DOE’s Office of Fossil Energy, NETL implements research, development and demonstration (RD&D) programs that are moving aggressively to address the challenge of reducing greenhouse gas emissions as a climate change mitigation strategy. In partnership with both the Nation’s research universities and the private sector, RD&D efforts are focused on maximizing system efficiency and performance, while minimizing the costs of new Carbon Capture, Utilization and Storage (CCUS) technologies. Improving the efficiency of power generation systems reduces emissions of carbon dioxide (CO2) as well as other criteria pollutants while using less water and extending the life of our domestic energy resource base.
January 2012 DOE/NETL-2012/1550

Cost Performance for Low-Rank Pulverized Coal Oxy-combustion Energy Plants

This report provides analyses on oxy-combustion of lignite and subbituminous coals in PC and CFBC power plants.

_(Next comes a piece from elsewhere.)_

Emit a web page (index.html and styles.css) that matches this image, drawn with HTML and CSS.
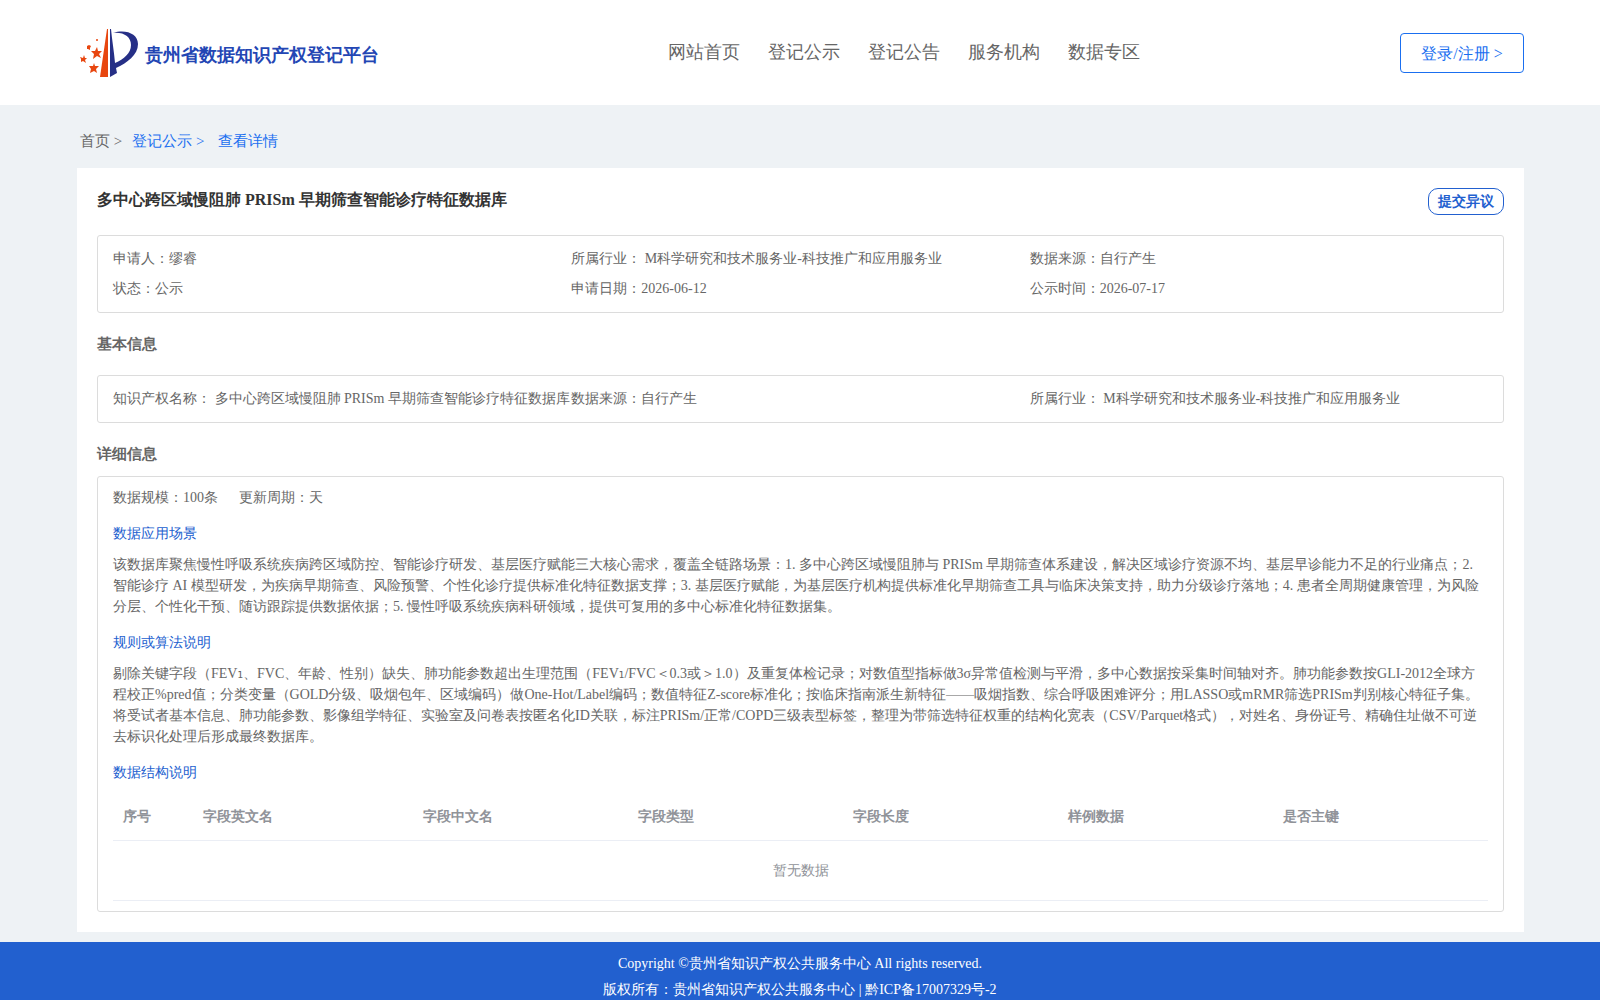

Steam conditions examined are supercritical and ultra-supercritical. In addition, various CO2 purification techniques were compared.
September 2010 DOE/NETL-401/093010

DOE NETL's Carbon Capture R&D Program for Existing Coal Fired Power Plants

A review and assessment of the DOE research and development (R&D) program directed specifically at post- and oxy-combustion CO2 capture technologies that can be retrofit to existing coal-fired power plants, and designed into new plants. The strategic plan for this program includes the development of advanced CO2 capture and compression technologies for both existing and new coal-fired power plants that, when combined, can achieve 90 percent CO2 capture at less than a 35 percent increase in cost of electricity (COE). Such technologies could then be available for commercial use by 2020.
February 2009 DOE/NETL-2009/1356

NETL Carbon Sequestration Program: US Perspective on CO2 Capture and Separation

This presentation outlines the NETL Carbon Sequestration Program and the pre- and post-combustion technologies under which CO2 capture is proposed. The presentation also discusses the modeling and assessment tools used to evaluate the performance of each technology. The final section reviews ongoing R&D projects and highlights their progress.